Yes. There aren't to my knowledge any CPUs with special instructions for complex numbers, they're implemented as wrappers ontop of the standard stuff.


If we're talking about CPUs, then structures and functions are just bundles of existing bit patterns and machine instructions.

Reducing things to just their primitives ignores how useful abstractions are for humans. Not everyone thinks it's a good use of their time to reinvent classes & objects or closures with structures and function pointers.

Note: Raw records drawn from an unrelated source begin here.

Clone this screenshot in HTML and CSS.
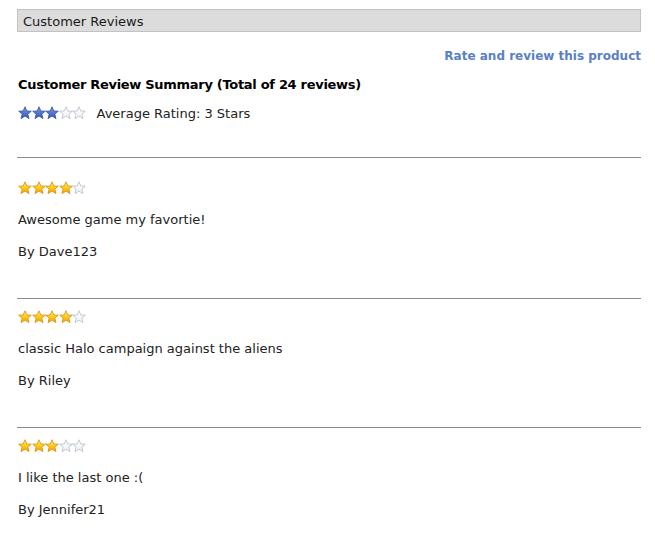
FILE: index.html
```html
<!DOCTYPE html>
<html>
<head>
<meta charset="utf-8">
<link rel="stylesheet" href="styles.css">
</head>
<body>
<svg width="0" height="0" class="defs">
  <defs>
    <linearGradient id="gold" x1="0" y1="0" x2="0" y2="1">
      <stop offset="0" stop-color="#fff3a0"/>
      <stop offset="0.5" stop-color="#ffcc1a"/>
      <stop offset="1" stop-color="#f59d00"/>
    </linearGradient>
    <linearGradient id="blue" x1="0" y1="0" x2="0" y2="1">
      <stop offset="0" stop-color="#7a9be0"/>
      <stop offset="1" stop-color="#2f56b8"/>
    </linearGradient>
    <linearGradient id="grey" x1="0" y1="0" x2="0" y2="1">
      <stop offset="0" stop-color="#ffffff"/>
      <stop offset="1" stop-color="#eef1f5"/>
    </linearGradient>
    <symbol id="star" viewBox="0 0 14 14">
      <path d="M7 0.8 L8.8 5 L13.3 5.2 L9.8 8.1 L11 12.6 L7 10.1 L3 12.6 L4.2 8.1 L0.7 5.2 L5.2 5 Z"/>
    </symbol>
  </defs>
</svg>
<div class="page">
  <div class="titlebar">Customer Reviews</div>
  <div class="rate-row"><a class="rate-link" href="#">Rate and review this product</a></div>
  <h2 class="summary-title">Customer Review Summary (Total of 24 reviews)</h2>
  <div class="avg-row">
    <span class="stars">
      <svg class="s blue"><use href="#star"/></svg><svg class="s blue"><use href="#star"/></svg><svg class="s blue"><use href="#star"/></svg><svg class="s empty"><use href="#star"/></svg><svg class="s empty"><use href="#star"/></svg>
    </span>
    <span class="avg-text">Average Rating: 3 Stars</span>
  </div>

  <div class="review first">
    <div class="stars">
      <svg class="s gold"><use href="#star"/></svg><svg class="s gold"><use href="#star"/></svg><svg class="s gold"><use href="#star"/></svg><svg class="s gold"><use href="#star"/></svg><svg class="s empty"><use href="#star"/></svg>
    </div>
    <p class="review-text">Awesome game my favortie!</p>
    <p class="review-by">By Dave123</p>
  </div>

  <div class="review">
    <div class="stars">
      <svg class="s gold"><use href="#star"/></svg><svg class="s gold"><use href="#star"/></svg><svg class="s gold"><use href="#star"/></svg><svg class="s gold"><use href="#star"/></svg><svg class="s empty"><use href="#star"/></svg>
    </div>
    <p class="review-text">classic Halo campaign against the aliens</p>
    <p class="review-by">By Riley</p>
  </div>

  <div class="review">
    <div class="stars">
      <svg class="s gold"><use href="#star"/></svg><svg class="s gold"><use href="#star"/></svg><svg class="s gold"><use href="#star"/></svg><svg class="s empty"><use href="#star"/></svg><svg class="s empty"><use href="#star"/></svg>
    </div>
    <p class="review-text">I like the last one :(</p>
    <p class="review-by">By Jennifer21</p>
  </div>
</div>
</body>
</html>
```

FILE: styles.css
```css
html, body {
  margin: 0;
  padding: 0;
  background: #ffffff;
}
body {
  font-family: "DejaVu Sans", Verdana, sans-serif;
  font-size: 13px;
  color: #222222;
}
.defs {
  position: absolute;
  width: 0;
  height: 0;
}
.page {
  padding: 9px 14px 0 17px;
}
.titlebar {
  background: #dcdcdc;
  border: 1px solid #c2c2c2;
  height: 21px;
  line-height: 23px;
  padding-left: 5px;
  color: #1a1a1a;
}
.rate-row {
  display: flex;
  justify-content: flex-end;
  margin-top: 15px;
  height: 18px;
  line-height: 19px;
}
.rate-link {
  color: #5a7fc6;
  font-size: 12px;
  font-weight: bold;
  text-decoration: none;
}
.summary-title {
  margin: 10px 0 0 1px;
  font-size: 13px;
  font-weight: bold;
  letter-spacing: -0.3px;
  color: #000;
  line-height: 19px;
}
.avg-row {
  display: flex;
  align-items: center;
  margin: 10px 0 0 1px;
  height: 18px;
}
.avg-text {
  margin-left: 11px;
}
.stars {
  display: flex;
  gap: 0;
}
.s {
  width: 14px;
  height: 14px;
  margin-right: -0.5px;
}
.s.gold { fill: url(#gold); stroke: #d98a00; stroke-width: 0.8; }
.s.blue { fill: url(#blue); stroke: #2d4fa8; stroke-width: 0.8; }
.s.empty { fill: url(#grey); stroke: #b5bcc6; stroke-width: 0.8; }
.review {
  border-top: 1px solid #8a8a8a;
  box-shadow: 0 1px 0 #d0d0d0;
  padding: 10px 0 37px 1px;
}
.review.first {
  margin-top: 35px;
  padding-top: 22px;
}
.review .stars {
  height: 16px;
  align-items: center;
}
.review-text {
  margin: 15px 0 0 0;
  line-height: 18px;
}
.review-by {
  margin: 14px 0 0 0;
  line-height: 18px;
}
```
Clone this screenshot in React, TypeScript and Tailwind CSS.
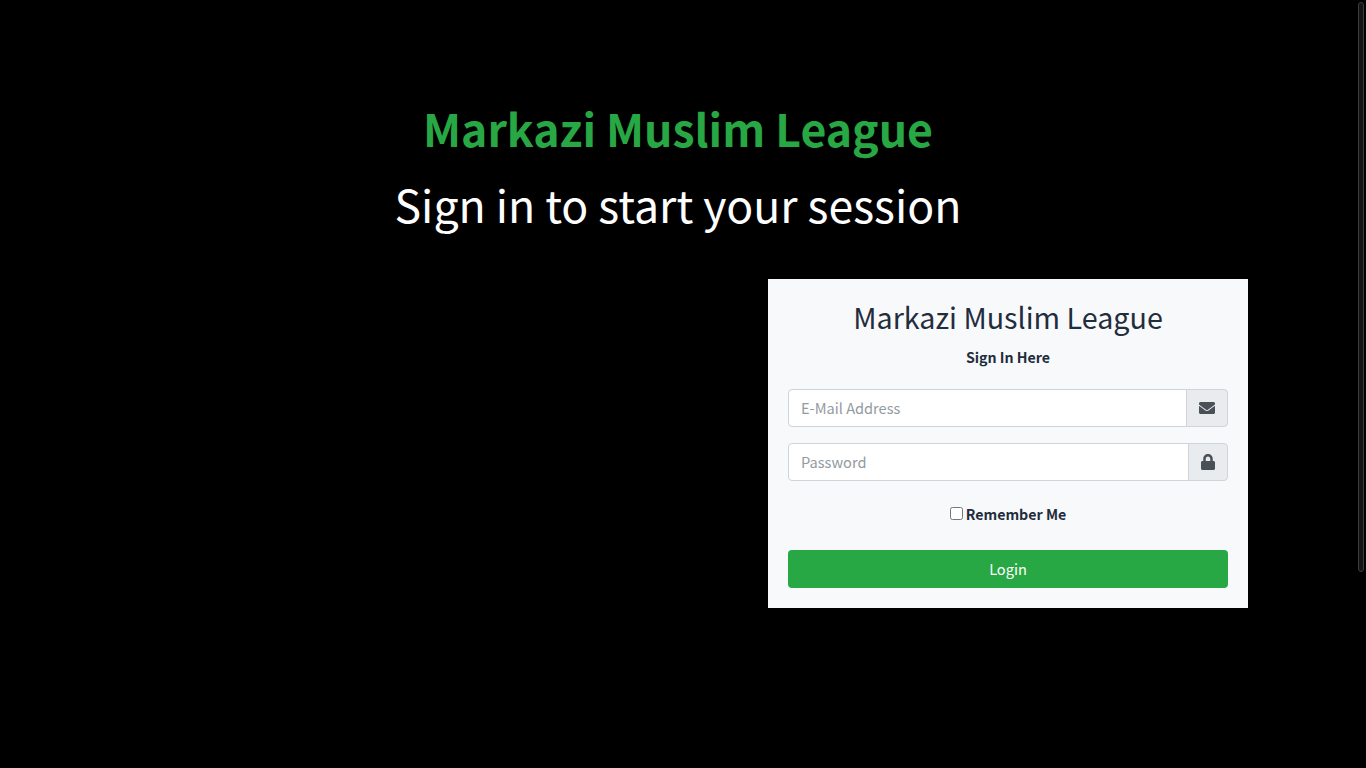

Thus why those abstractions are part of so many programming languages (to answer the expressed bafflement one level above my initial reply).

Some C or assembly fans act like abstractions should end at that level, for some strange reason.


I didn't say anything about it not being a useful abstraction, just that it is essentially just an abstraction.


ARM has special instructions for complex numbers[1]. Modern CPU architectures usually have vector instructions which should cover most common complex number operations as well.

[1] Look for the instructions prefixed with FC = Floating-point Complex

https://developer.arm.com/docs/dui0801/latest/a64-simd-vecto...


> There aren't to my knowledge any CPUs with special instructions for complex numbers

There are lots of processors out there besides CPUs. You could even design a new processor or program an FPGA to do complex math. Fast Fourier transforms deal with imaginary math, for example. You can do those in a number of ways, including on a CPU or GPU, but it's not unheard of for companies to use either custom hardware or programmable hardware to meet performance needs.


Intel CPUs have specific vector instructions specifically meant to accelerate operations on complex numbers (ADDSUBPS for example).


> Then when I learned that they were just bundles of existing data types, though 'oh is that all?'

You don't have to use existing data types when defining your own if you really don't want to. It's not 'just' that, it's about setting up your own behavior.


Well, to be fair, "objects" as originally envisioned were not like C++ implemented it.

The guy that invented OOP is on record as saying that.